The Herbalist was an interesting, atmospheric read but it was a lot darker than I was expecting. From the lovely vintage feel cover, I was expecting a light hearted, warm read but that is not what this book is.The Herbalist by Niamh Boyce
Published by Penguin Ireland on 2013-05-02
Genres: Adult Fiction, Historical Fiction, Social Issues, Womens Fiction
Source: Received from Publisher
A beautiful and gripping story from 1930s rural Ireland, a time when women paid a terrible price for unmarried pregnancy, The Herbalist will appeal to fans of The Midwife's Daughter and The Outcast.
When the herbalist appears out of nowhere and sets out his stall in the market square he brings excitement to Emily's dull midlands town. The teenager is enchanted - the glamorous visitor can be a Clark Gable to her Jean Harlow, a Fred to her Ginger, a man to make her forget her lowly status in this place where respectability is everything.

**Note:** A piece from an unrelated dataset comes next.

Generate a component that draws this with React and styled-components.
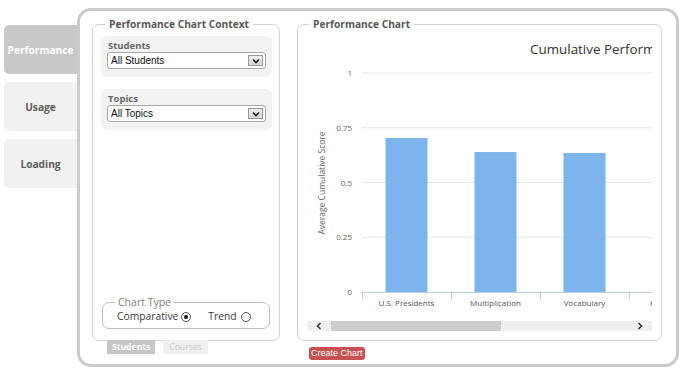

However, Emily has competition for the herbalist's attentions. The women of the town - the women from the big houses and their maids, the shopkeepers and their serving girls, those of easy virtue and their pious sisters - all seem mesmerised by this visitor who, they say, can perform miracles.
But when Emily discovers the dark side of the man who has infatuated her all summer, once again her world turns upside down. She may be a dreamer, but she has a fierce sense of right and wrong. And with the herbalist's fate lying in her hands she must make the biggest decision of her young life. To make him pay for his sins against the women of the town? Or let him escape to cast his spell on another town?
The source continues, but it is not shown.